Every time that the device boot, it create two new variables MTC and PlatformConfigData, it seems to not remove or overwrite the old variables and it is allocating a new space to store the new values.

I started do debug EDK2 and EDK2-nvidia by adding a debug message at this line in order to print CommonVariableSpace where it is always 0x1FF9C and CommonVariableTotalSize, where it has value zero after flashing the board with USB and increase the size every boot.
When the value reach 0x1FF9C it set VarErrorFlag to 0xef.

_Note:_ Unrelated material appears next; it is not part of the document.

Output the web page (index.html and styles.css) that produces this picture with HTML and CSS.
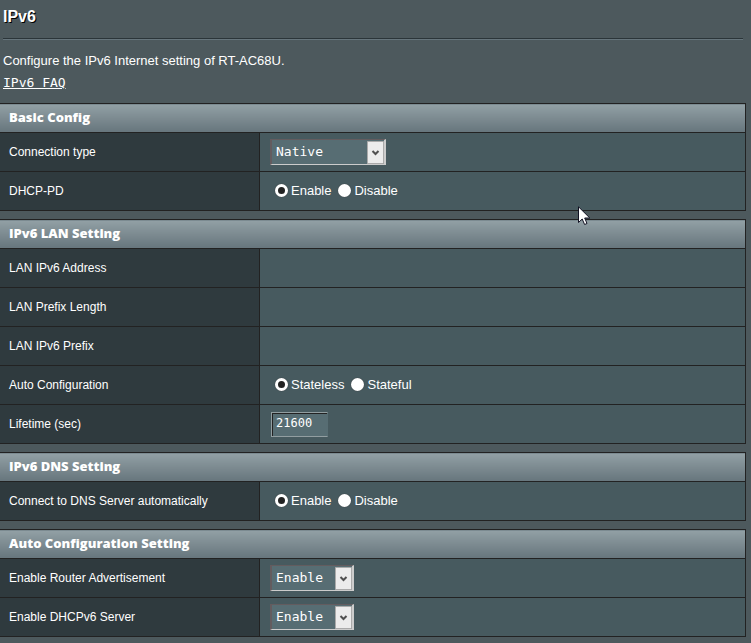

At this time, the system(EDK2) never switch the slots again, nvbootctrl set the runtime variable, but EDK2 isn’t able to do any operation with the variables as it fail to save because memory region is full.

Also during my testes, MAYBE ( I need your confirmation), it could be okay to keep the old variables as it is marking them with State &= VAR_DELETED; at this file and later it runs a garbage collection by calling Reclaim() function.
The issue is that when running FvbWrite(), it sets the variable to LbaBoundaryCrossed = TRUE and return EFI_BAD_BUFFER_SIZE.

I enclose a full log with three boots, the first two it booted okay and last one the error started to occur. After that time EDK2 isn’t able to do any OTA update or even change any variable.
error_with_logs.txt (565.1 KB)

Do you have any idea about? Is it a memory leak? Is it a garbage collector issue?
Thank you in advance for your help.

Hi diogojusten,

Are you using the devkit or custom board for AGX Xavier?
What’s your Jetpack version in use?
What’s the target version for OTA?

Do you mean that some AGX Xavier work as expected but some AGX Xavier not work?

Please share the steps how you perform OTA for us to verify on the devkit.

Hi @KevinFFF,

Answering your questions:

I’ve a custom board with exactly 2888-400-0004-P.0-1-2 Nvidia module.

I tested with JP5.1.2 and JP5.1.3. In both cases I had the issue.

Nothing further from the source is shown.